Fashion magazines and romantic comedies have a lot in common: they're both marketed almost exclusively to women and often feature the same repackaged stories over and over again. Given this fact, it's quite appropriate that the heroine of How to Lose A Guy in 10 Days works at the fictitious Composure Magazine, since the end result of this flop is about as enjoyable and informative as a snippet on manicures or orgasms that you might find nestled in the pages of Cosmo.

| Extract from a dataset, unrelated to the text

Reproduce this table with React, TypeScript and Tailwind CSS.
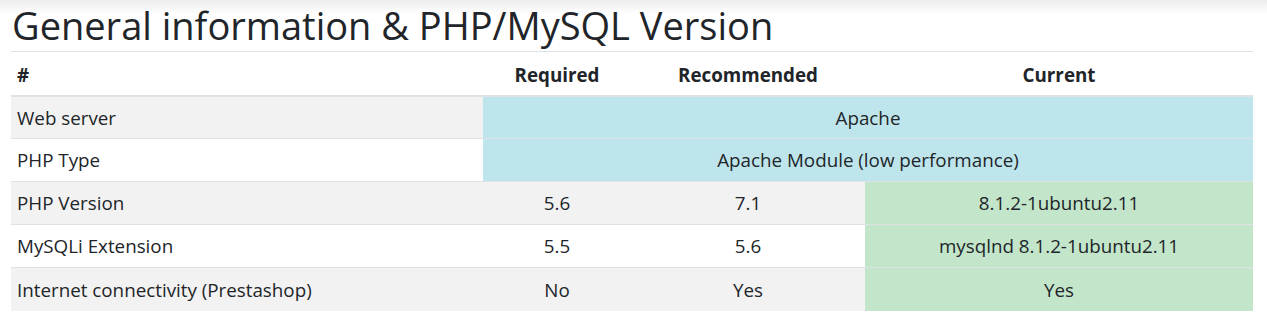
const ROWS = [
  { name: "Web server", span: "Apache" },
  { name: "PHP Type", span: "Apache Module (low performance)" },
  { name: "PHP Version", req: "5.6", rec: "7.1", cur: "8.1.2-1ubuntu2.11" },
  { name: "MySQLi Extension", req: "5.5", rec: "5.6", cur: "mysqlnd 8.1.2-1ubuntu2.11" },
  { name: "Internet connectivity (Prestashop)", req: "No", rec: "Yes", cur: "Yes" },
];

export default function App() {
  return (
    <div
      className="min-h-[327px] bg-white text-[#212529] px-[11px] bg-gradient-to-b from-[#ececec] to-white to-[14px] bg-no-repeat"
      style={{ fontFamily: '"Open Sans", "Noto Sans", sans-serif' }}
    >
      <h1 className="text-[38px] leading-[50px] font-normal pl-[1px] pb-[1px]">
        General information &amp; PHP/MySQL Version
      </h1>
      <table className="w-[1242px] border-collapse text-[18.8px]">
        <colgroup>
          <col className="w-[472px]" />
          <col className="w-[148px]" />
          <col className="w-[234px]" />
          <col className="w-[388px]" />
        </colgroup>
        <thead>
          <tr className="h-[44px] border-t border-[#dee2e6] border-b-2">
            <th className="text-left px-[6px] font-bold pt-[3px]">#</th>
            <th className="font-bold pt-[3px]">Required</th>
            <th className="font-bold pt-[3px]">Recommended</th>
            <th className="font-bold pt-[3px]">Current</th>
          </tr>
        </thead>
        <tbody>
          {ROWS.map((r, i) => (
            <tr key={r.name} className={`h-[43px] border-t border-[#dee2e6] ${i % 2 === 0 ? "bg-[#f2f2f2]" : "bg-white"}`}>
              <td className="px-[6px] pt-[1px]">{r.name}</td>
              {r.span ? (
                <td colSpan={3} className="text-center bg-[#bee5eb] pt-[1px]">{r.span}</td>
              ) : (
                <>
                  <td className="text-center pt-[1px]">{r.req}</td>
                  <td className="text-center pt-[1px]">{r.rec}</td>
                  <td className="text-center bg-[#c3e6cb] pt-[1px]">{r.cur}</td>
                </>
              )}
            </tr>
          ))}
        </tbody>
      </table>
    </div>
  );
}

How To Lose A Guy In 10 Days Don't lose any sleep over missing this By Rachel Deahl
Trolling the ever-familiar territory of gender wars, How to Lose a Guy in 10 Days pits ambitious Manhattan journalist Andie Anderson (Kate Hudson) against ad man Benjamin Barry (Matthew McConaughey) in an all-too-familiar battle of the sexes between star-crossed lovers. Eager to dig her teeth into some "real" stories and start writing about "things that matter, like politics," Andie agrees to do devote her monthly column to a piece about the mistakes women inadvertently make that drive men away. Elsewhere in the naked city, advertising executive Ben takes a bet that he can convince any woman to fall in love with him, in order to win a new diamond campaign at his firm. So, wouldn't you know, the two schemers get paired up with each other, each set on conflicting goals. What ensues is a predictable onslaught of gags in which Hudson's irresistible sweetheart turns herself into a manic, psychotic stalker in order to send the ever-amenable McConaughey packing. Beginning by dogging him with irksome behavior (demanding a Diet Coke in the closing seconds of a Knicks game and buying him Burberry button-downs), Hudson's character quickly ditches the light approach and goes for a more brazenly insane one. Here she succumbs to speaking to her man in baby talk and carting over photo albums full of cg-images of their children. Of course, everything hits rock bottom when the swinging bachelor opens his medicine cabinet to see it stuffed with tampons and, gasp, Vagisil. Can it get any worse? Like a Seinfeld storyline without the benefit of the humor, How to Lose a Guy in 10 Days works its mildly inventive premise for the approximately 10 funny minutes it offers up. Running on fumes the rest of the time, the abuse finally gives way to the canned romance sequence (complete with bicycle ride) and the final blow out in which the lovers realize they've been lying to each other but also really do care. Finally, without enough star presence or chemistry from its leads, How to Lose a Guy doesn't have the staying power to hold your attention.